I started testing out Microsoft Azure's Computer Vision API and the results were both accurate and fast, so I thought, if this is so close to how I would describe an image, why not help blind people using this technology? After that, I brainstormed what other functions would be useful for someone who was blind, and PySight was born.
What it does
PySight has three main functions:
- Image description
- Text translation
- Motion detection to determine if there are moving cars in an video feed
How I built it
Detailed in the video demo. A special thanks to the following link for an overall scheme for a text-extraction algorithm: http://www.danvk.org/2015/01/07/finding-blocks-of-text-in-an-image-using-python-opencv-and-numpy.html, and Thank You to Microsoft and Google for making effective, easy-to-use API's.
Challenges I ran into
I originally wanted this to run on a Raspberry Pi (it was originally "PiSight", I just kind of got lucky that Python starts with the same sound) with buttons that blind people could easily distinguish, and a little camera on the back. I got it mostly functional and almost everything worked, but I updated the firmware using rbi-update, rebooted, and it never turned back on, so it was a bummer to not be able to produce a complete product.

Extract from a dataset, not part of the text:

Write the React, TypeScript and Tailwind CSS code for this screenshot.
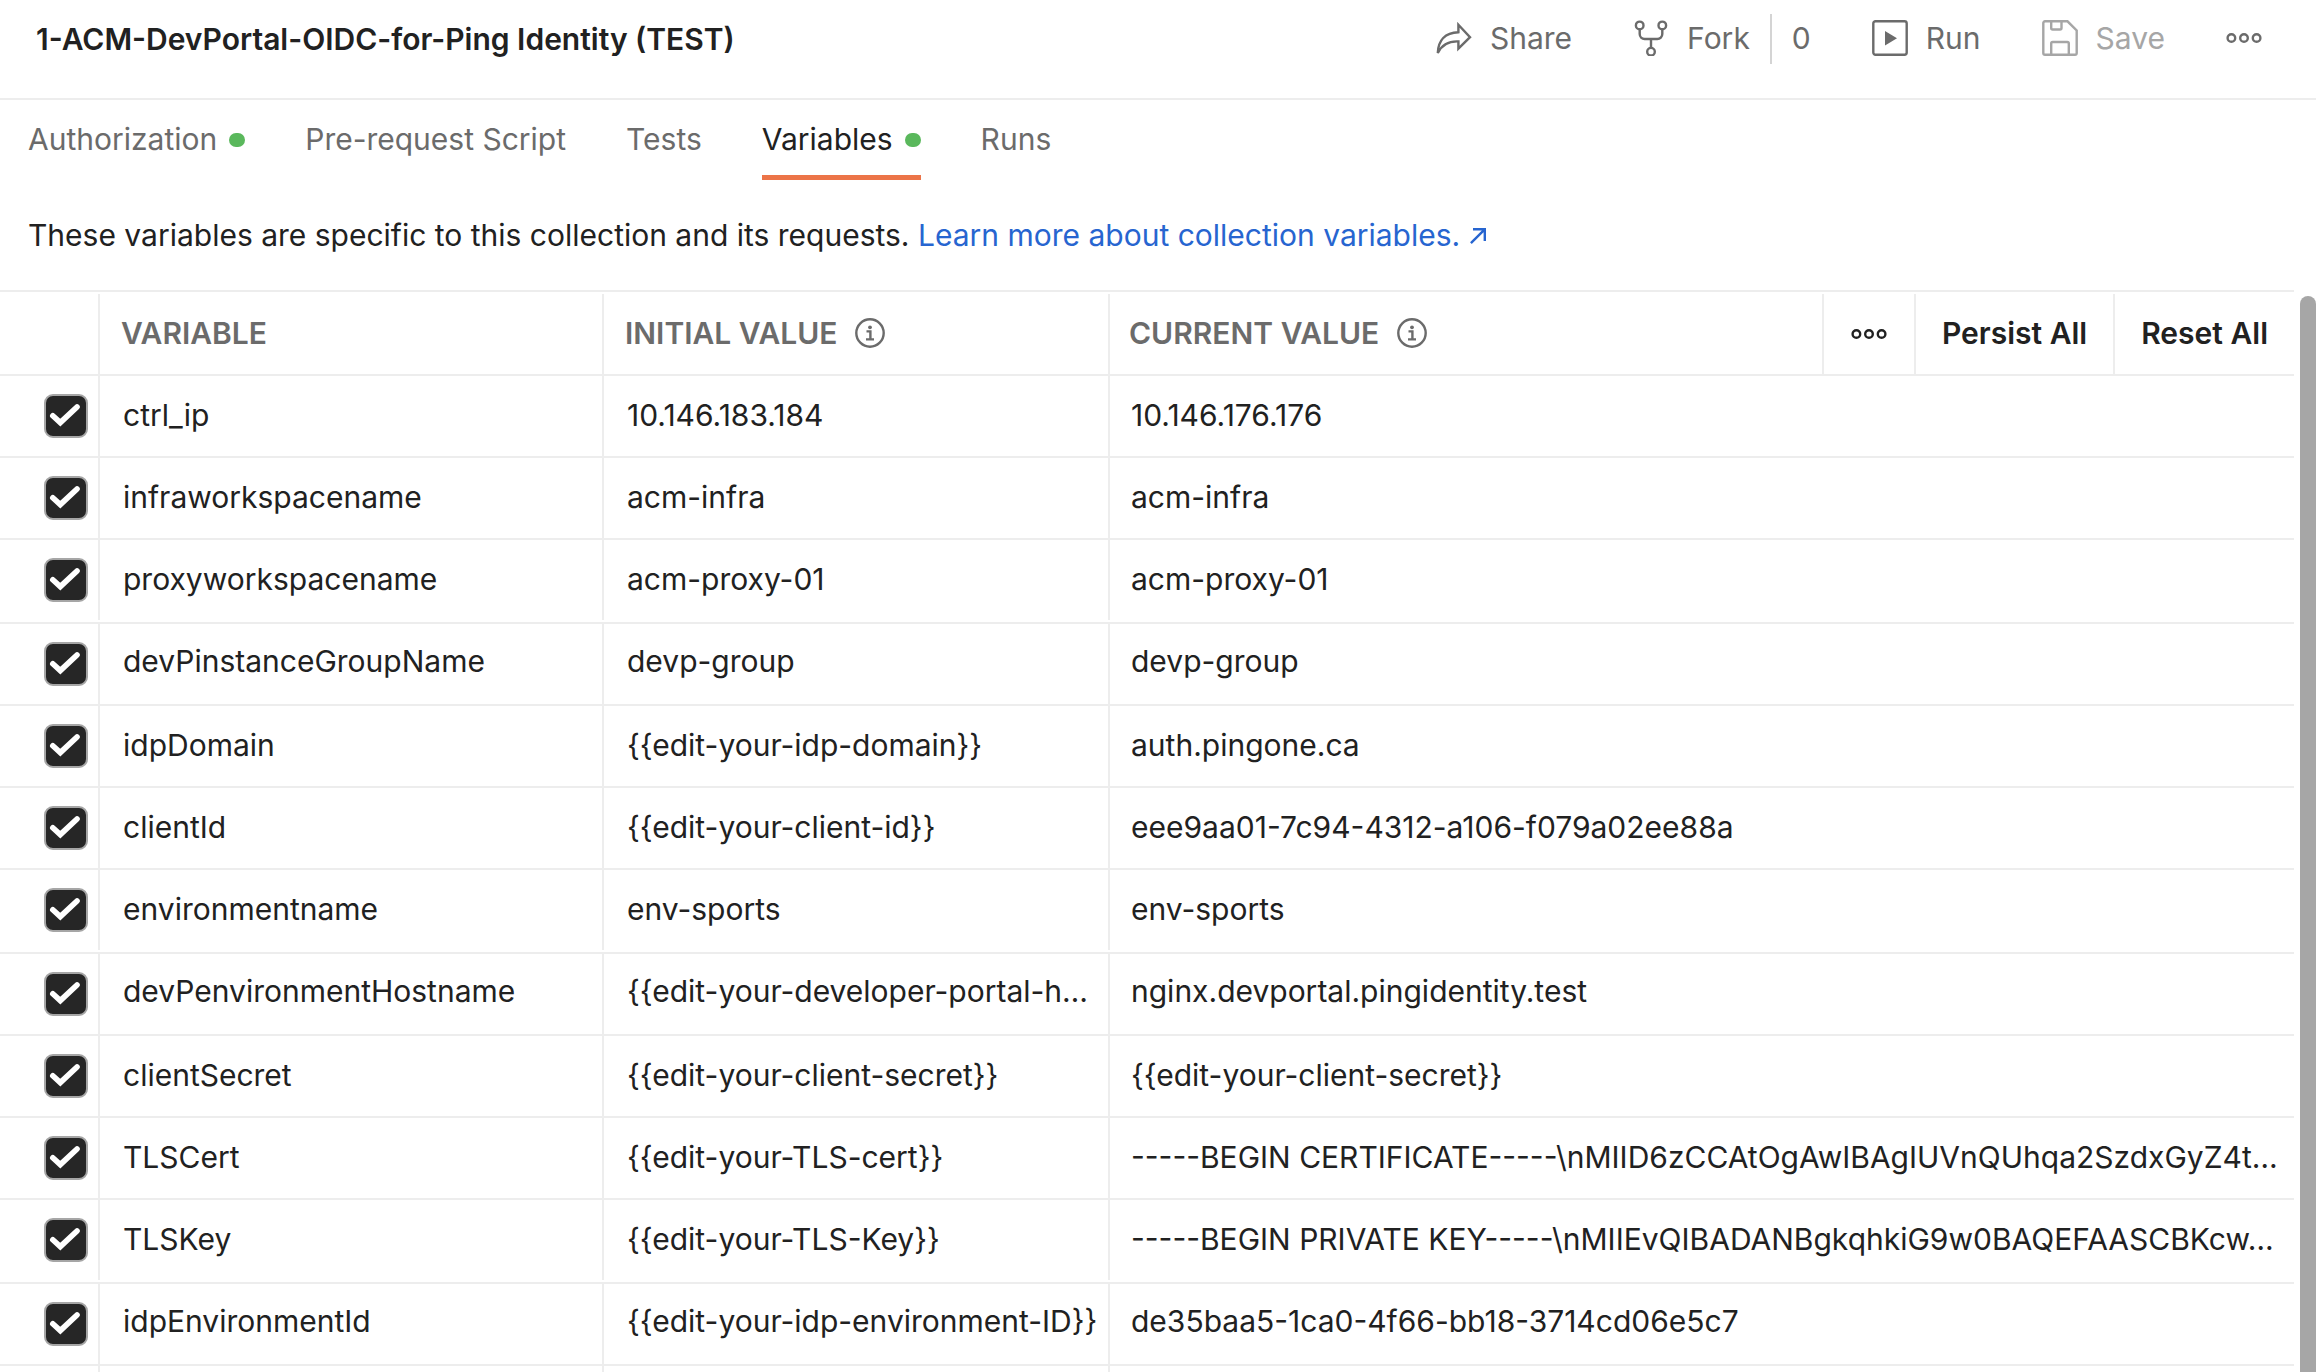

But I was able to demo all of the features that the Raspberry Pi would actually run, so I was overall happy.
Accomplishments that I'm proud of
The image classifier got an accuracy of 100%, which I thought was really cool. I'm happy with the speed of everything as well, especially considering there's so much data being passed around to so many places.
What I learned
What's next for PySight
Hopefully, I can fix the Raspberry Pi and it can be a little $60 device that we can distribute to the visually impaired.